- Instruction: Copy all the data exactly, except the pictures.

- Source excerpt:
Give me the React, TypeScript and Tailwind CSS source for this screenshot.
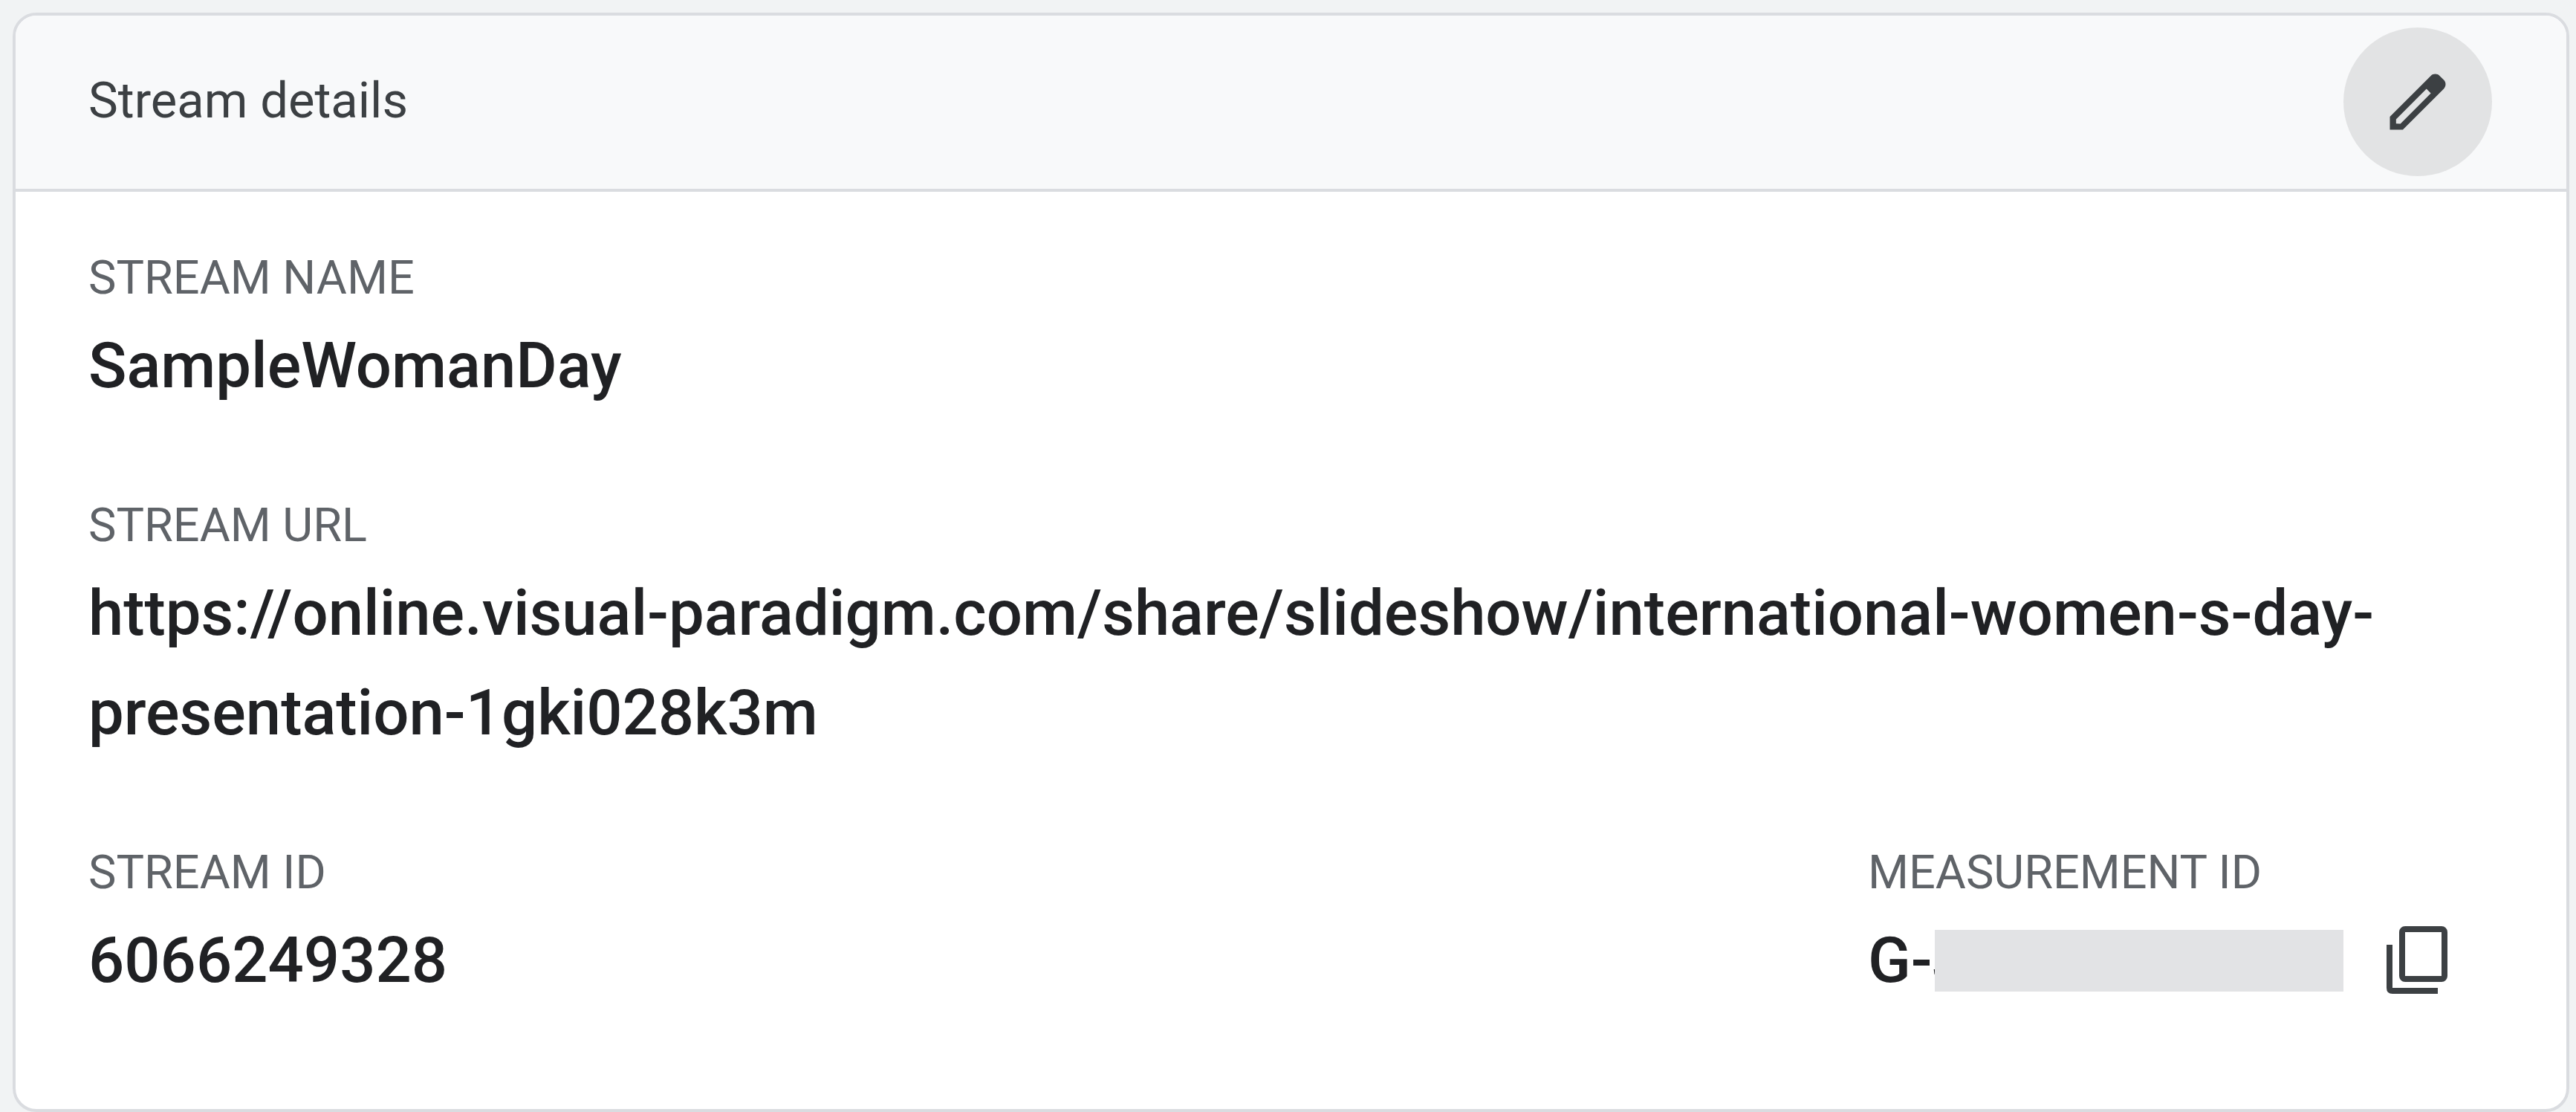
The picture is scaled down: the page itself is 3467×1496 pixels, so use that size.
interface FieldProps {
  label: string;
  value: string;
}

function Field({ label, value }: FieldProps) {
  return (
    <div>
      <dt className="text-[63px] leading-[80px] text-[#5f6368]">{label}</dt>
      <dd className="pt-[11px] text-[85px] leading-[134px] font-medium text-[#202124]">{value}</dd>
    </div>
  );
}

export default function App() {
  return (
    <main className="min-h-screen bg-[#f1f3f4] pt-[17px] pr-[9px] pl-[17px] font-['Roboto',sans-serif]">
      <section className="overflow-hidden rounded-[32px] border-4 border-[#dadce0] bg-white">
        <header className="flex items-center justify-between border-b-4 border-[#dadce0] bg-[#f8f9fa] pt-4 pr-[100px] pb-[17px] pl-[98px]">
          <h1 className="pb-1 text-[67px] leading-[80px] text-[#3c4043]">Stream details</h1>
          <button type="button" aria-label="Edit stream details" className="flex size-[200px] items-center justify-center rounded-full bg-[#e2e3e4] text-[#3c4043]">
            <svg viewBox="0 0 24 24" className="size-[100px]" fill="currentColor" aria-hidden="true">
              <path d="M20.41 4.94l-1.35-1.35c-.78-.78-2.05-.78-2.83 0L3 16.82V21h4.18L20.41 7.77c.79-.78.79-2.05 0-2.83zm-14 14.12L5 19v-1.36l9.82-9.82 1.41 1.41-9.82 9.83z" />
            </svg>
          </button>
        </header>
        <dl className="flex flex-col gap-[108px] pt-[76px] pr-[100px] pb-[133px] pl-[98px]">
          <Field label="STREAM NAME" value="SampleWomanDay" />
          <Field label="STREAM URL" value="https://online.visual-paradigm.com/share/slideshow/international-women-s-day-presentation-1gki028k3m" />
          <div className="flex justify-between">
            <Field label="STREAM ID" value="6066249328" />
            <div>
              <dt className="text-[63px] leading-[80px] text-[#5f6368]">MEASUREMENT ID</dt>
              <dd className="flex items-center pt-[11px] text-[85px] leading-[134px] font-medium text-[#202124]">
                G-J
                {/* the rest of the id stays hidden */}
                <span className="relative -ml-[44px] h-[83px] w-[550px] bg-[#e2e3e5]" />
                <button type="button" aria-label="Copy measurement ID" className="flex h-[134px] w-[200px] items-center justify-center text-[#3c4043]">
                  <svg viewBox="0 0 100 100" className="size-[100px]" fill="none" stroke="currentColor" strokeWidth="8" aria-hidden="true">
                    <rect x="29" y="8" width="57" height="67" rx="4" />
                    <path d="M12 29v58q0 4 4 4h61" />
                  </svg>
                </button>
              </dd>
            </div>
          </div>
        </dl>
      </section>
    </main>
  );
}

- Worked solution:
Give me the React, TypeScript and Tailwind CSS source for this screenshot.
The picture is scaled down: the page itself is 3467×1496 pixels, so use that size.
interface FieldProps {
  label: string;
  value: string;
}

function Field({ label, value }: FieldProps) {
  return (
    <div>
      <dt className="text-[63px] leading-[80px] text-[#5f6368]">{label}</dt>
      <dd className="pt-[11px] text-[85px] leading-[134px] font-medium text-[#202124]">{value}</dd>
    </div>
  );
}

export default function App() {
  return (
    <main className="min-h-screen bg-[#f1f3f4] pt-[17px] pr-[9px] pl-[17px] font-['Roboto',sans-serif]">
      <section className="overflow-hidden rounded-[32px] border-4 border-[#dadce0] bg-white">
        <header className="flex items-center justify-between border-b-4 border-[#dadce0] bg-[#f8f9fa] pt-4 pr-[100px] pb-[17px] pl-[98px]">
          <h1 className="pb-1 text-[67px] leading-[80px] text-[#3c4043]">Stream details</h1>
          <button type="button" aria-label="Edit stream details" className="flex size-[200px] items-center justify-center rounded-full bg-[#e2e3e4] text-[#3c4043]">
            <svg viewBox="0 0 24 24" className="size-[100px]" fill="currentColor" aria-hidden="true">
              <path d="M20.41 4.94l-1.35-1.35c-.78-.78-2.05-.78-2.83 0L3 16.82V21h4.18L20.41 7.77c.79-.78.79-2.05 0-2.83zm-14 14.12L5 19v-1.36l9.82-9.82 1.41 1.41-9.82 9.83z" />
            </svg>
          </button>
        </header>
        <dl className="flex flex-col gap-[108px] pt-[76px] pr-[100px] pb-[133px] pl-[98px]">
          <Field label="STREAM NAME" value="SampleWomanDay" />
          <Field label="STREAM URL" value="https://online.visual-paradigm.com/share/slideshow/international-women-s-day-presentation-1gki028k3m" />
          <div className="flex justify-between">
            <Field label="STREAM ID" value="6066249328" />
            <div>
              <dt className="text-[63px] leading-[80px] text-[#5f6368]">MEASUREMENT ID</dt>
              <dd className="flex items-center pt-[11px] text-[85px] leading-[134px] font-medium text-[#202124]">
                G-J
                {/* the rest of the id stays hidden */}
                <span className="relative -ml-[44px] h-[83px] w-[550px] bg-[#e2e3e5]" />
                <button type="button" aria-label="Copy measurement ID" className="flex h-[134px] w-[200px] items-center justify-center text-[#3c4043]">
                  <svg viewBox="0 0 100 100" className="size-[100px]" fill="none" stroke="currentColor" strokeWidth="8" aria-hidden="true">
                    <rect x="29" y="8" width="57" height="67" rx="4" />
                    <path d="M12 29v58q0 4 4 4h61" />
                  </svg>
                </button>
              </dd>
            </div>
          </div>
        </dl>
      </section>
    </main>
  );
}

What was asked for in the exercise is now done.